| What you have to do |
Tally every line of the material that includes "components", then give the tally and nothing else.

━━━ Records for processing ━━━

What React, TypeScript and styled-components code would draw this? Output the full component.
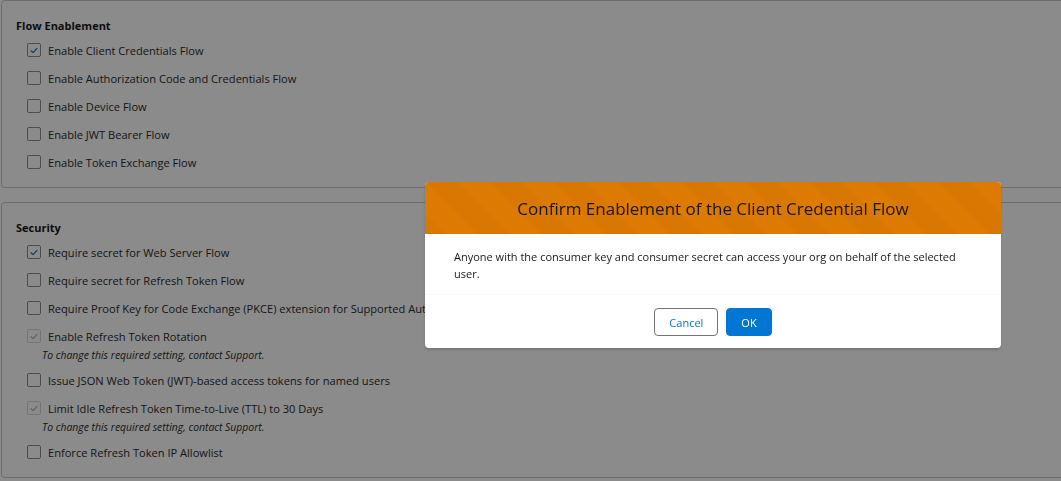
import React from "react";
import styled, { createGlobalStyle } from "styled-components";

const GlobalStyle = createGlobalStyle`
  html, body {
    margin: 0;
    padding: 0;
    background: #ffffff;
    overflow: hidden;
  }
  body {
    font-family: "Open Sans", "Noto Sans", Arial, sans-serif;
    color: #2b2b2b;
  }
`;

const Page = styled.div`
  display: flex;
  flex-direction: column;
  gap: 14px;
  padding-left: 1px;
  margin-right: -20px;
`;

const Card = styled.section`
  border: 1px solid #c9c9c9;
  border-radius: 4px;
  padding: 15px 14px 11px 14px;
  background: #ffffff;
`;

const CardTitle = styled.h3`
  margin: 0;
  font-size: 11px;
  font-weight: 700;
  line-height: 19px;
  padding-bottom: 1px;
  color: #181818;
`;

const Row = styled.label`
  display: flex;
  align-items: center;
  height: 28px;
  padding-left: 11px;
  gap: 7px;
  font-size: 11.1px;
  color: #2b2b2b;
  white-space: nowrap;
`;

const Box = styled.span<{ $disabled?: boolean }>`
  width: 12px;
  height: 12px;
  flex: none;
  border: 1px solid ${(p) => (p.$disabled ? "#d6d6d6" : "#8c8c8c")};
  border-radius: 2px;
  background: #ffffff;
  display: flex;
  align-items: center;
  justify-content: center;
`;

const Help = styled.div`
  margin: -2px 0 4px 26px;
  line-height: 14px;
  font-size: 10.4px;
  font-style: italic;
  color: #2b2b2b;
`;

const Backdrop = styled.div`
  position: fixed;
  inset: 0;
  background: rgba(0, 0, 0, 0.455);
`;

const Modal = styled.div`
  position: fixed;
  left: 425px;
  top: 182px;
  width: 576px;
  border-radius: 4px;
  background: #ffffff;
  box-shadow: 0 2px 3px rgba(0, 0, 0, 0.16);
  overflow: hidden;
`;

const ModalHeader = styled.header`
  height: 52px;
  display: flex;
  align-items: center;
  justify-content: center;
  background-color: #dd7a01;
  background-image: linear-gradient(
    45deg,
    rgba(0, 0, 0, 0.025) 25%,
    transparent 25%,
    transparent 50%,
    rgba(0, 0, 0, 0.025) 50%,
    rgba(0, 0, 0, 0.025) 75%,
    transparent 75%,
    transparent
  );
  background-size: 64px 64px;
`;

const ModalTitle = styled.h2`
  margin: 0;
  font-size: 17px;
  font-weight: 400;
  color: #181818;
`;

const ModalBody = styled.div`
  padding: 14px 29px 12px 29px;
  font-size: 11px;
  line-height: 17px;
  color: #181818;
`;

const ModalFooter = styled.footer`
  display: flex;
  justify-content: center;
  gap: 8px;
  padding: 13px 16px 12px;
  border-top: 1px solid #fafafa;
`;

const Button = styled.button<{ $brand?: boolean }>`
  height: 28px;
  padding: 0 14px;
  border-radius: 4px;
  font-family: inherit;
  font-size: 11px;
  border: 1px solid ${(p) => (p.$brand ? "#0176d3" : "#747474")};
  background: ${(p) => (p.$brand ? "#0176d3" : "#ffffff")};
  color: ${(p) => (p.$brand ? "#ffffff" : "#0176d3")};
  cursor: pointer;
`;

function Check({ checked, disabled }: { checked?: boolean; disabled?: boolean }) {
  return (
    <Box $disabled={disabled}>
      {checked && (
        <svg width="12" height="12" viewBox="0 0 12 12">
          <path
            d="M3 6.8 L5 8.6 L9 4.4"
            fill="none"
            stroke={disabled ? "#b0b0b0" : "#0176d3"}
            strokeWidth="1.2"
            strokeLinecap="round"
            strokeLinejoin="round"
          />
        </svg>
      )}
    </Box>
  );
}

interface Item {
  label: string;
  checked?: boolean;
  disabled?: boolean;
  help?: string;
}

const required = "To change this required setting, contact Support.";

const flowItems: Item[] = [
  { label: "Enable Client Credentials Flow", checked: true },
  { label: "Enable Authorization Code and Credentials Flow" },
  { label: "Enable Device Flow" },
  { label: "Enable JWT Bearer Flow" },
  { label: "Enable Token Exchange Flow" },
];

const securityItems: Item[] = [
  { label: "Require secret for Web Server Flow", checked: true },
  { label: "Require secret for Refresh Token Flow" },
  { label: "Require Proof Key for Code Exchange (PKCE) extension for Supported Authorization Flows" },
  { label: "Enable Refresh Token Rotation", checked: true, disabled: true, help: required },
  { label: "Issue JSON Web Token (JWT)-based access tokens for named users" },
  { label: "Limit Idle Refresh Token Time-to-Live (TTL) to 30 Days", checked: true, disabled: true, help: required },
  { label: "Enforce Refresh Token IP Allowlist" },
];

function Section({ title, items }: { title: string; items: Item[] }) {
  return (
    <Card>
      <CardTitle>{title}</CardTitle>
      {items.map((it, i) => (
        <div key={i}>
          <Row>
            <Check checked={it.checked} disabled={it.disabled} />
            {it.label}
          </Row>
          {it.help && <Help>{it.help}</Help>}
        </div>
      ))}
    </Card>
  );
}

export default function App() {
  return (
    <>
      <GlobalStyle />
      <Page>
        <Section title="Flow Enablement" items={flowItems} />
        <Section title="Security" items={securityItems} />
      </Page>
      <Backdrop />
      <Modal>
        <ModalHeader>
          <ModalTitle>Confirm Enablement of the Client Credential Flow</ModalTitle>
        </ModalHeader>
        <ModalBody>
          Anyone with the consumer key and consumer secret can access your org on behalf of the selected user.
        </ModalBody>
        <ModalFooter>
          <Button>Cancel</Button>
          <Button $brand>OK</Button>
        </ModalFooter>
      </Modal>
    </>
  );
}
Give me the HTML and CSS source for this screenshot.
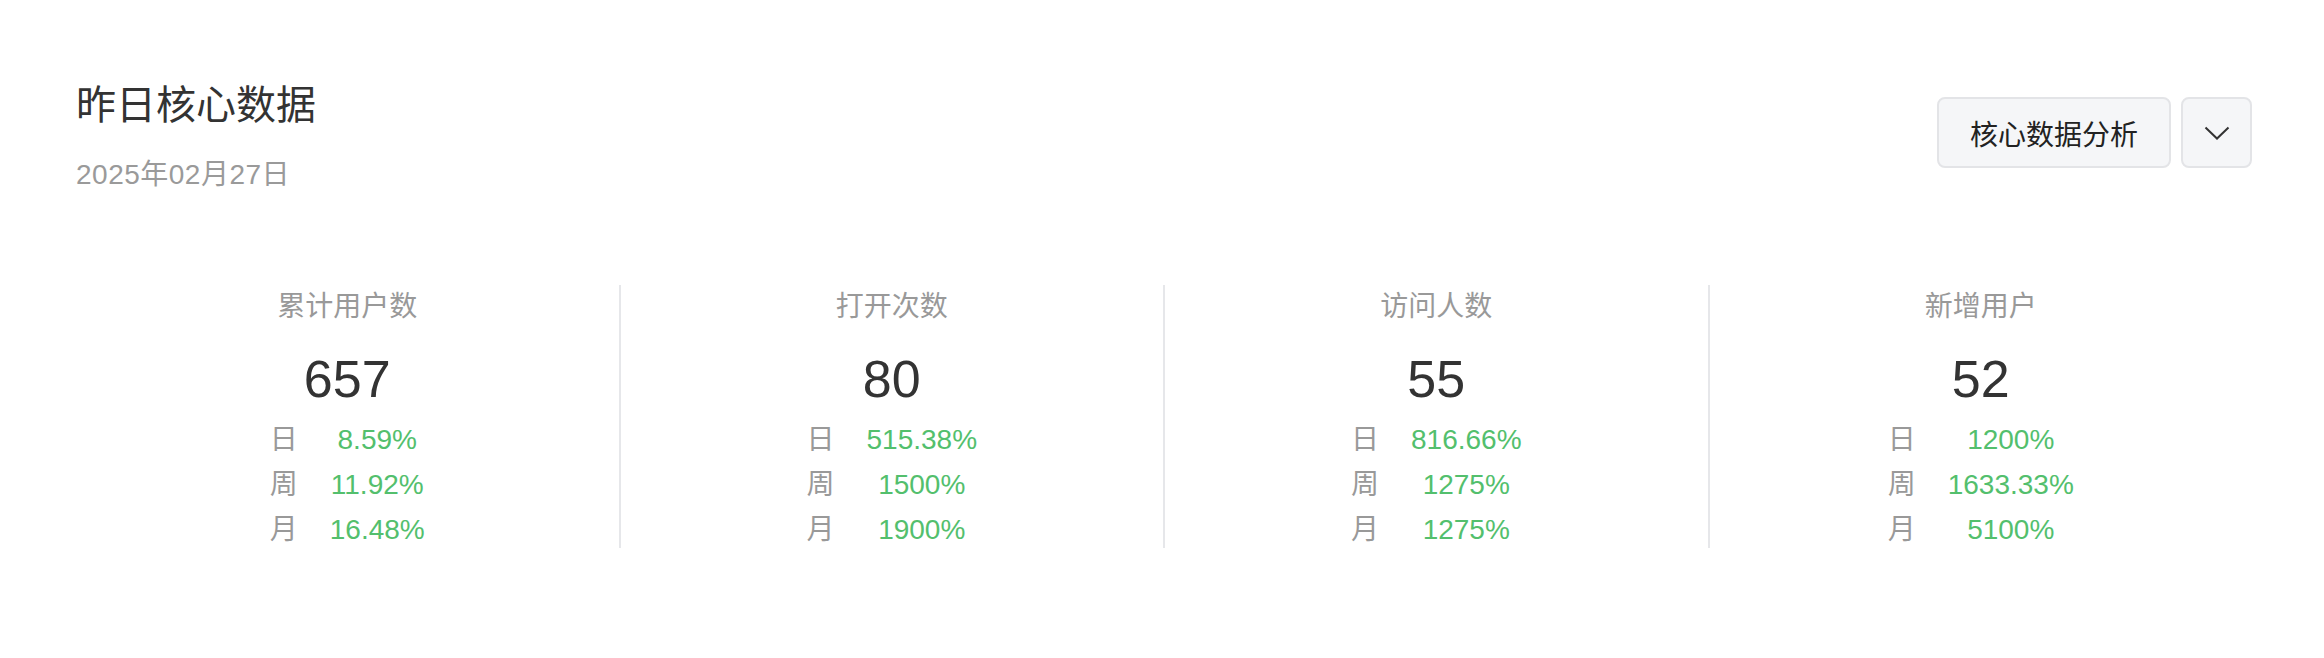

━━━

| Result |
2